In DOWN TO THE BONE, Dole explores issues of sexuality, gender, class, religion and spirituality, and family and community using a deft, but subtle touch. Laura, the Cuban-American protagonist, is immensely likable, and her best friend, Soli, is utterly adorable. I loved that Soli was not introduced like: HERE IS THE BLACK FRIEND. She was Soli, first. Then, through Dole's sensitive and quiet, but evocative descriptions, we get a full picture of Soli as an Afro-Latina. Likewise, with Gisela and Viva (I won't tell you who these characters are--you will have to read the book!).

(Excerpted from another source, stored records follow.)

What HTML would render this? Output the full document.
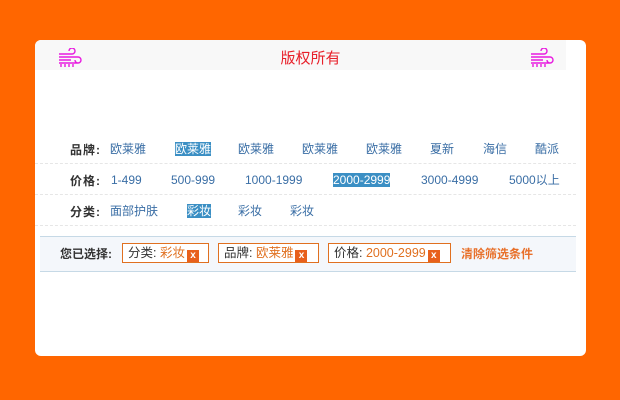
<!DOCTYPE html>
<html><head><meta charset="utf-8"><style>
body{margin:0;width:620px;height:400px;background:#ff6600;font-family:"Liberation Sans","Noto Sans CJK SC",sans-serif;font-size:12px;position:relative;overflow:hidden}
.card{position:absolute;left:35px;top:40px;width:551px;height:316px;background:#fff;border-radius:6px;overflow:hidden}
.hd{position:absolute;left:0;top:0;width:531px;height:30px;background:#f8f8f8}
.title{position:absolute;left:0;width:551px;top:7px;text-align:center;color:#e8202a;font-size:15px}
.ic{position:absolute;top:8px}
.row{position:absolute;left:0;width:541px;height:30px;border-bottom:1px dashed #e6e6e6}
.lab{position:absolute;left:35px;font-weight:bold;color:#333;letter-spacing:1px}
.it{position:absolute;color:#3a6ea5;white-space:nowrap;line-height:14px}
.sel{background:#3b8fc4;color:#fff}
.bar{position:absolute;left:5px;width:536px;top:196px;height:34px;background:#f4f7fb;border-top:1px solid #c6d9e6;border-bottom:1px solid #c6d9e6}
.tag{position:absolute;top:6px;height:18px;border:1px solid #e07020;background:#fff;line-height:18px;color:#333;padding-left:5px;white-space:nowrap;font-size:12.5px}
.tag b{font-weight:normal;color:#e07020}
.x{display:inline-block;width:12px;height:12px;background:#e8601c;color:#fff;font-size:10px;line-height:12px;text-align:center;vertical-align:-1px;margin:0 1px 0 2px;font-weight:bold}
</style></head><body>
<div class="card">
<div class="hd"></div>
<div class="title">版权所有</div>
<svg class="ic" style="left:22px" width="26" height="20" viewBox="0 0 26 20" fill="none" stroke="#e81adf" stroke-width="1.4"><path d="M2 6h13a3 3 0 1 0-3-3M2 9h19a3 3 0 1 1-3 3M2 12h12M4 16v3M8 16v3M12 16v3M16 16v3M2 15h20"/></svg>
<svg class="ic" style="left:494px" width="26" height="20" viewBox="0 0 26 20" fill="none" stroke="#e81adf" stroke-width="1.4"><path d="M2 6h13a3 3 0 1 0-3-3M2 9h19a3 3 0 1 1-3 3M2 12h12M4 16v3M8 16v3M12 16v3M16 16v3M2 15h20"/></svg>

<div class="row" style="top:93px">
<span class="lab" style="top:8px">品牌:</span>
<span class="it" style="left:75px;top:9px">欧莱雅</span>
<span class="it sel" style="left:140px;top:9px">欧莱雅</span>
<span class="it" style="left:203px;top:9px">欧莱雅</span>
<span class="it" style="left:267px;top:9px">欧莱雅</span>
<span class="it" style="left:331px;top:9px">欧莱雅</span>
<span class="it" style="left:395px;top:9px">夏新</span>
<span class="it" style="left:448px;top:9px">海信</span>
<span class="it" style="left:500px;top:9px">酷派</span>
</div>
<div class="row" style="top:124px">
<span class="lab" style="top:8px">价格:</span>
<span class="it" style="left:76px;top:9px">1-499</span>
<span class="it" style="left:136px;top:9px">500-999</span>
<span class="it" style="left:210px;top:9px">1000-1999</span>
<span class="it sel" style="left:298px;top:9px">2000-2999</span>
<span class="it" style="left:386px;top:9px">3000-4999</span>
<span class="it" style="left:474px;top:9px">5000以上</span>
</div>
<div class="row" style="top:155px">
<span class="lab" style="top:8px">分类:</span>
<span class="it" style="left:75px;top:9px">面部护肤</span>
<span class="it sel" style="left:152px;top:9px">彩妆</span>
<span class="it" style="left:203px;top:9px">彩妆</span>
<span class="it" style="left:255px;top:9px">彩妆</span>
</div>
<div class="bar">
<span style="position:absolute;left:20px;top:8px;font-weight:bold;color:#333">您已选择:</span>
<span class="tag" style="left:82px;width:80px">分类: <b>彩妆</b><span class="x">x</span></span>
<span class="tag" style="left:178px;width:94px">品牌: <b>欧莱雅</b><span class="x">x</span></span>
<span class="tag" style="left:288px;width:116px">价格: <b>2000-2999</b><span class="x">x</span></span>
<span style="position:absolute;left:421px;top:8px;font-weight:bold;color:#e8702a">清除筛选条件</span>
</div>
</div>
</body></html>
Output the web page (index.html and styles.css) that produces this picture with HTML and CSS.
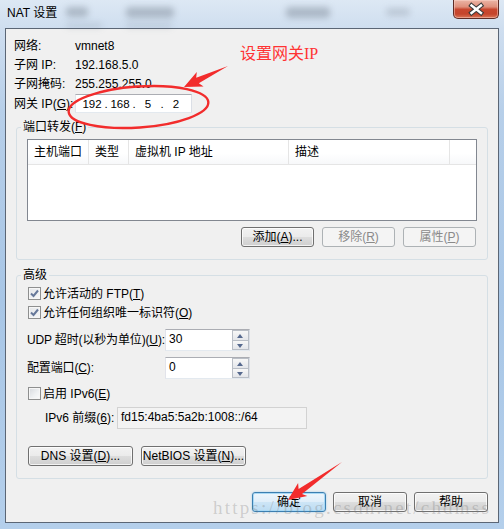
FILE: index.html
```html
<!DOCTYPE html>
<html lang="zh-CN">
<head>
<meta charset="utf-8">
<title>NAT 设置</title>
<link rel="stylesheet" href="styles.css">
</head>
<body>
<div class="window">
  <div class="titlebar">
    <span class="blob b1"></span><span class="blob b2"></span><span class="blob b3"></span><span class="blob b4"></span><span class="blob b5"></span><span class="blob b6"></span>
    <span class="title">NAT 设置</span>
    <div class="close">
      <svg width="46" height="19" viewBox="0 0 46 19">
        <path d="M18.5 5.5 L28 13 M28 5.5 L18.5 13" stroke="#3b3b3b" stroke-width="4.6" stroke-linecap="square" fill="none"/>
        <path d="M18.5 5.5 L28 13 M28 5.5 L18.5 13" stroke="#ffffff" stroke-width="2.4" stroke-linecap="square" fill="none"/>
      </svg>
    </div>
  </div>

  <div class="client">
    <div class="info">
      <span>网络:</span><span>vmnet8</span>
      <span>子网 IP:</span><span>192.168.5.0</span>
      <span>子网掩码:</span><span>255.255.255.0</span>
      <span class="tall">网关 IP(<u>G</u>):</span>
      <span class="tall"><span class="ipbox"><span class="f">192</span><span class="d">.</span><span class="f">168</span><span class="d">.</span><span class="f">5</span><span class="d">.</span><span class="f">2</span></span></span>
    </div>

    <fieldset class="group pf">
      <legend>端口转发(<u>F</u>)</legend>
      <div class="list">
        <div class="lhead">
          <span class="c1">主机端口</span><span class="c2">类型</span><span class="c3">虚拟机 IP 地址</span><span class="c4">描述</span><span class="c5"></span>
        </div>
      </div>
      <div class="btnrow">
        <button class="btn">添加(<u>A</u>)...</button>
        <button class="btn off">移除(<u>R</u>)</button>
        <button class="btn off">属性(<u>P</u>)</button>
      </div>
    </fieldset>

    <fieldset class="group adv">
      <legend>高级</legend>
      <div class="chk"><span class="cb on"><svg width="11" height="11" viewBox="0 0 11 11"><path d="M2 5.5 L4.5 8 L9 2.5" stroke="#66789a" stroke-width="2" fill="none"/></svg></span>允许活动的 FTP(<u>T</u>)</div>
      <div class="chk"><span class="cb on"><svg width="11" height="11" viewBox="0 0 11 11"><path d="M2 5.5 L4.5 8 L9 2.5" stroke="#66789a" stroke-width="2" fill="none"/></svg></span>允许任何组织唯一标识符(<u>O</u>)</div>
      <div class="spins">
        <span class="slabel">UDP 超时(以秒为单位)(<u>U</u>):</span>
        <span class="spin"><span class="stext">30</span><span class="sbtns"><span class="sb up"></span><span class="sb dn"></span></span></span>
        <span class="slabel">配置端口(<u>C</u>):</span>
        <span class="spin"><span class="stext">0</span><span class="sbtns"><span class="sb up"></span><span class="sb dn"></span></span></span>
      </div>
      <div class="chk ipv6"><span class="cb"></span>启用 IPv6(<u>E</u>)</div>
      <div class="prefixrow">
        <span class="plabel">IPv6 前缀(<u>6</u>):</span>
        <span class="prefix">fd15:4ba5:5a2b:1008::/64</span>
      </div>
      <div class="dnsrow">
        <button class="btn wide">DNS 设置(<u>D</u>)...</button>
        <button class="btn wide">NetBIOS 设置(<u>N</u>)...</button>
      </div>
    </fieldset>

    <div class="footer">
      <button class="btn fb def">确定</button>
      <button class="btn fb">取消</button>
      <button class="btn fb">帮助</button>
    </div>
  </div>

  <div class="note">设置网关IP</div>
  <div class="watermark">https://blog.csdn.net/chdmss</div>
  <svg class="marks" width="504" height="529" viewBox="0 0 504 529">
    <ellipse cx="138.5" cy="107" rx="70" ry="20.5" transform="rotate(-4 138.5 107)" fill="none" stroke="#f22c2c" stroke-width="2.4"/>
    <polygon points="184,87 203.6,86.5 198.8,83.2 228,66 196.2,77.8 196.8,72.1" fill="#f22c2c"/>
    <polygon points="288,500 307.3,496.1 302,493.9 342,462 298.6,488.9 298.1,483.1" fill="#f22c2c"/>
  </svg>
</div>
</body>
</html>
```

FILE: styles.css
```css
* { box-sizing: border-box; }

body {
  margin: 0;
  font-family: "Liberation Sans", "Noto Sans CJK SC", sans-serif;
  font-size: 12px;
  color: #000;
}

u { text-decoration: underline; text-underline-offset: 1px; }

.window {
  position: relative;
  width: 504px;
  height: 529px;
  overflow: hidden;
  display: flex;
  flex-direction: column;
  background: linear-gradient(to bottom, #dde8f4 0px, #cfdeef 28px, #b7cfe9 110px, #a8c6e6 300px, #b4cfeb 529px);
}

/* title bar */
.titlebar {
  position: relative;
  height: 28px;
  flex: none;
  display: flex;
  align-items: flex-start;
}
.title {
  position: relative;
  margin-left: 7px;
  line-height: 27px;
  font-size: 12px;
  color: #000;
}
.blob {
  position: absolute;
  background: rgba(95, 105, 120, 0.35);
  filter: blur(3px);
  border-radius: 4px;
}
.b1 { left: 66px; top: 7px; width: 22px; height: 10px; }
.b2 { left: 126px; top: 7px; width: 48px; height: 11px; }
.b3 { left: 286px; top: 7px; width: 44px; height: 11px; }
.b4 { left: 386px; top: 8px; width: 24px; height: 8px; background: rgba(95, 105, 120, 0.22); }
.b5 { left: 66px; top: 23px; width: 36px; height: 5px; background: rgba(95, 105, 120, 0.18); }
.b6 { left: 126px; top: 23px; width: 46px; height: 5px; background: rgba(95, 105, 120, 0.18); }

.close {
  position: relative;
  margin-left: auto;
  margin-right: 5px;
  width: 46px;
  height: 19px;
  border: 1px solid #5e2c26;
  border-top: none;
  border-radius: 0 0 5px 5px;
  background: linear-gradient(to bottom, #ebb5a6 0%, #df907c 38%, #c8472f 52%, #c5452c 78%, #db7658 100%);
  box-shadow: inset 0 0 0 1px rgba(255, 220, 210, 0.45);
}
.close svg { position: absolute; left: -1px; top: 0; }

/* client area */
.client {
  flex: none;
  margin: 0 5px;
  height: 495px;
  border: 1px solid #5b6675;
  background: #f0f0f0;
  padding: 0 10px;
  display: flex;
  flex-direction: column;
}

.info {
  margin-left: -2px;
  padding-top: 7px;
  display: grid;
  grid-template-columns: 61px 1fr;
  grid-template-rows: 19px 19px 19px 21px;
  align-items: center;
  line-height: 16px;
}
.tall { display: flex; align-items: center; }

.ipbox {
  display: flex;
  align-items: center;
  width: 117px;
  height: 19px;
  padding-left: 6px;
  background: #fff;
  border: 1px solid;
  border-color: #abadb3 #dbdfe6 #e3e9ef #e2e3ea;
  font-size: 11.5px;
}
.ipbox .f { width: 20px; text-align: center; }
.ipbox .d { width: 8px; text-align: center; }

/* group boxes */
.group {
  margin: 0;
  padding: 0 10px;
  min-width: 0;
  border: 1px solid #d5dfe5;
  border-radius: 3px;
}
.group legend {
  margin-left: -6px;
  padding: 0 2px;
  line-height: 16px;
  height: 16px;
}

.pf { margin-top: 5px; padding-top: 4px; padding-bottom: 12px; }

.list {
  height: 82px;
  border: 1px solid #828790;
  background: #fff;
}
.lhead {
  display: flex;
  height: 25px;
  border-bottom: 1px solid #e5e5e5;
  background: linear-gradient(to bottom, #ffffff 0%, #ffffff 55%, #f7f8fa 100%);
  line-height: 24px;
}
.lhead span {
  border-right: 1px solid #e5e5e5;
  padding-left: 6px;
  white-space: nowrap;
}
.lhead .c1 { width: 61px; }
.lhead .c2 { width: 40px; }
.lhead .c3 { width: 160px; }
.lhead .c4 { width: 161px; }
.lhead .c5 { flex: 1; border-right: none; }

.btnrow {
  margin-top: 6px;
  display: flex;
  justify-content: flex-end;
  gap: 8px;
  padding-right: 1px;
}

.btn {
  height: 20px;
  width: 73px;
  padding: 0;
  font: inherit;
  line-height: 16px;
  color: #000;
  white-space: nowrap;
  border: 1px solid #707070;
  border-radius: 3px;
  background: linear-gradient(to bottom, #f2f2f2 0%, #ebebeb 48%, #dddddd 52%, #cfcfcf 100%);
  box-shadow: inset 0 0 0 1px rgba(255, 255, 255, 0.75);
}
.btn.off {
  color: #8a8a8a;
  border-color: #adb2b5;
  background: #f4f4f4;
  box-shadow: none;
}

/* advanced group */
.adv { margin-top: 7px; padding-top: 1px; padding-bottom: 12px; }

.chk {
  height: 19px;
  display: flex;
  align-items: center;
  line-height: 16px;
}
.cb {
  width: 13px;
  height: 13px;
  margin-left: 1px;
  margin-right: 2px;
  border: 1px solid #8e8f8f;
  background: linear-gradient(135deg, #d6d9dd 0%, #eef0f2 55%, #fcfcfc 100%);
  box-shadow: inset 0 0 0 1px #f6f6f6;
  display: flex;
  align-items: center;
  justify-content: center;
}
.cb.on { background: linear-gradient(135deg, #e4e6e9 0%, #f6f7f8 100%); }

.spins {
  margin-top: 7px;
  display: grid;
  grid-template-columns: 138px 85px;
  grid-auto-rows: 22px;
  row-gap: 6px;
  align-items: center;
  line-height: 16px;
}
.slabel { white-space: nowrap; letter-spacing: -0.15px; }
.spin {
  height: 22px;
  display: flex;
  background: #fff;
  border: 1px solid;
  border-color: #abadb3 #dbdfe6 #e3e9ef #e2e3ea;
}
.stext { flex: 1; padding: 1px 0 0 3px; line-height: 16px; }
.sbtns {
  width: 17px;
  display: flex;
  flex-direction: column;
}
.sb {
  flex: 1;
  position: relative;
  border: 1px solid #b9bec6;
  background: linear-gradient(to bottom, #f7f7f7, #e4e6ea);
}
.sb.up { border-bottom-width: 0; }
.sb::after {
  content: "";
  position: absolute;
  left: 4px;
  top: 3px;
  border-left: 3.5px solid transparent;
  border-right: 3.5px solid transparent;
}
.sb.up::after { border-bottom: 4px solid #56698e; }
.sb.dn::after { border-top: 4px solid #56698e; top: 3px; }

.ipv6 { margin-top: 5px; }

.prefixrow {
  margin-top: 4px;
  display: flex;
  align-items: center;
  padding-left: 18px;
  line-height: 16px;
}
.plabel { width: 72px; white-space: nowrap; }
.prefix {
  width: 190px;
  height: 22px;
  padding: 1px 3px;
  background: #f3f3f3;
  border: 1px solid #d2d2d2;
}

.dnsrow {
  margin-top: 17px;
  margin-left: 1px;
  display: flex;
  gap: 8px;
}
.btn.wide { width: 105px; }

/* footer */
.footer {
  margin-top: 13px;
  display: flex;
  justify-content: flex-end;
  gap: 7px;
}
.btn.fb { width: 74px; }
.btn.def {
  border-color: #3c7fb1;
  background: linear-gradient(to bottom, #eef6fc 0%, #e0eef9 48%, #cde5f6 52%, #bcdcf2 100%);
  box-shadow: inset 0 0 0 1px #a9d9f5, 0 0 2px rgba(60, 160, 230, 0.5);
}

/* annotations */
.note {
  position: absolute;
  left: 240px;
  top: 44px;
  font-family: "Liberation Serif", "Noto Sans CJK SC", serif;
  font-size: 16px;
  line-height: 20px;
  color: #f33;
}
.watermark {
  position: absolute;
  left: 213px;
  top: 497px;
  font-family: "Liberation Serif", serif;
  font-size: 19px;
  letter-spacing: 2.2px;
  line-height: 22px;
  color: rgba(120, 120, 120, 0.3);
  white-space: nowrap;
}
.marks {
  position: absolute;
  left: 0;
  top: 0;
  pointer-events: none;
}
```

I was quite impressed with Dole's stellar portrayal of the complexity of spirituality without ever becoming heavy-handed or didactic. There was the incident that got Laura kicked out of Catholic school (the teacher read a love letter to Laura from her girlfriend OUT LOUD TO THE WHOLE CLASS) and her mother's response to it (think: "immoral," "sinner," etc.); then there is the religion that best friend Soli's mother practices (metaphysical and all about love); and, of course, Laura's own views on how the world/god works (she refers to "Sacred Nature"). Such a wonderful way to weave in differing perspectives on religion and spirituality!

One thing, though: I am glad that I did not realize there was a glossary of terms in the back. That would have annoyed me from the beginning. I didn't find the Spanish words jarring in the least -- it would've been more jarring to stop the flow of words and flip to the back for a meaning every time there was a non-English word. I don't speak Spanish fluently, but I loved reading the rhythm of the words and saying them out loud when I was alone*.

DOWN TO THE BONE was a totally fun read, full of heart, angst, and love. Laura is beautifully flawed, tender, but tough, and you can't help but want her to find true love and live happily ever after. If you haven't read it already, get it here! And if you have, get it for a friend :).

*Yes, these are the things I do when I am alone.